>> BEGIN Exercise materials

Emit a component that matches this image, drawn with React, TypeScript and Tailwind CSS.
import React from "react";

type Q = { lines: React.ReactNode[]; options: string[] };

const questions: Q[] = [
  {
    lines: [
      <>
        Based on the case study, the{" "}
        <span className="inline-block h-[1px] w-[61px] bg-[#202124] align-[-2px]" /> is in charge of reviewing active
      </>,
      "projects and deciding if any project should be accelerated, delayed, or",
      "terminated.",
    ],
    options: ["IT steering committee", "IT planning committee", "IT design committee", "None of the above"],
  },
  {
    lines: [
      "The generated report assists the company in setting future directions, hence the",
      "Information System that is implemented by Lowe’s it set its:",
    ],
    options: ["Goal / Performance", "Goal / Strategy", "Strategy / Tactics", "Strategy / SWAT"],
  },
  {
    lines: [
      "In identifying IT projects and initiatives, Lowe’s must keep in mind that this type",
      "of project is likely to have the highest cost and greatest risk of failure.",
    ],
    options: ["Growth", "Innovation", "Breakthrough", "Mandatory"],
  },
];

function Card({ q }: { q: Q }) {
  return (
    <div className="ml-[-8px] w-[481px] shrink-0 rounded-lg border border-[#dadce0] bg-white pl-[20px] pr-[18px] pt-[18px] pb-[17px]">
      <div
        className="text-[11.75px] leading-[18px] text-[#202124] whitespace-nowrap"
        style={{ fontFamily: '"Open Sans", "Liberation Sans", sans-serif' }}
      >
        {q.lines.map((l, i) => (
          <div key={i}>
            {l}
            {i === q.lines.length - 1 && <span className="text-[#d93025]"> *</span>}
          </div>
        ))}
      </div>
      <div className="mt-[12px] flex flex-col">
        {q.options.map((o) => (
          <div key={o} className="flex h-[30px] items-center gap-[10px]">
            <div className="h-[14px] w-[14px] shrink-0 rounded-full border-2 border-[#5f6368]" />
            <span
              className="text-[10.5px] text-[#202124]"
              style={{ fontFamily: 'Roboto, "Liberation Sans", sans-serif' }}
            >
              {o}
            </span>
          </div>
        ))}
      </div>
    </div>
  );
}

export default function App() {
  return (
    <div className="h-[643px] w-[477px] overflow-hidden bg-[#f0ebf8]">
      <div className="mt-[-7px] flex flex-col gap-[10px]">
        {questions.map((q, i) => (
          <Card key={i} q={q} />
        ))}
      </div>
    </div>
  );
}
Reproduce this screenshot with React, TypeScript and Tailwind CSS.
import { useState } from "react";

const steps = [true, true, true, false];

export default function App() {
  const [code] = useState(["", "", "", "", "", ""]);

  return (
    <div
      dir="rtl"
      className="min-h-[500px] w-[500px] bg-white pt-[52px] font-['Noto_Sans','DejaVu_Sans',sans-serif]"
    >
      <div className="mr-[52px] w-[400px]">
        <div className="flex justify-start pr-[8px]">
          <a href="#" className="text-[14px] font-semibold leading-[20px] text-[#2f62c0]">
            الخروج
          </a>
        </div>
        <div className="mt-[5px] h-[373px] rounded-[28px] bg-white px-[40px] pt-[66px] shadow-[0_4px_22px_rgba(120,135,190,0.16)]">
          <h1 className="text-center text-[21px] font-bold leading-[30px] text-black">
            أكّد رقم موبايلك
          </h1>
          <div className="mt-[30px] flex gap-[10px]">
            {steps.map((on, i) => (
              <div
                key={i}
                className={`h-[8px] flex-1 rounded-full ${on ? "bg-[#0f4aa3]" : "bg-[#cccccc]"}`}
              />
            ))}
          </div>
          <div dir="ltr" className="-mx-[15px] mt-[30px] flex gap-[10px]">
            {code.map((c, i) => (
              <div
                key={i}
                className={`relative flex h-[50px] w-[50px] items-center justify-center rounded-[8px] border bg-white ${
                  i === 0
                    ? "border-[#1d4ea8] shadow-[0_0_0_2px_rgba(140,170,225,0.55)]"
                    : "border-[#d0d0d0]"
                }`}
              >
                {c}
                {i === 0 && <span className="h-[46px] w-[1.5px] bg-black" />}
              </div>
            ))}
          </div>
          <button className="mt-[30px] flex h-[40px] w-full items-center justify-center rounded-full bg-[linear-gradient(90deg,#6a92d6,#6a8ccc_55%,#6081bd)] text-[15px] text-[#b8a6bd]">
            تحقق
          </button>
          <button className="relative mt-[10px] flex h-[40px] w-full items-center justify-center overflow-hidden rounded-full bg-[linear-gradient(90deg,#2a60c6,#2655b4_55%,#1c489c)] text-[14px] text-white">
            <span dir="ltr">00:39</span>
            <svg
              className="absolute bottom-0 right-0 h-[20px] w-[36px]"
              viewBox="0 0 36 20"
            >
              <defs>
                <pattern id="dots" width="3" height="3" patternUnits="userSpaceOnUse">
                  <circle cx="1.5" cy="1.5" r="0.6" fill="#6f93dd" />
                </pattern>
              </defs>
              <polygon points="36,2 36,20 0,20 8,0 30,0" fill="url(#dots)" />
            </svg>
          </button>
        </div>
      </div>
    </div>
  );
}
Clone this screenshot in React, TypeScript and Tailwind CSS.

>> END Exercise materials

Copy all lines of the material above where the string "TypeScript" occurs.

Emit a component that matches this image, drawn with React, TypeScript and Tailwind CSS.
Reproduce this screenshot with React, TypeScript and Tailwind CSS.
Clone this screenshot in React, TypeScript and Tailwind CSS.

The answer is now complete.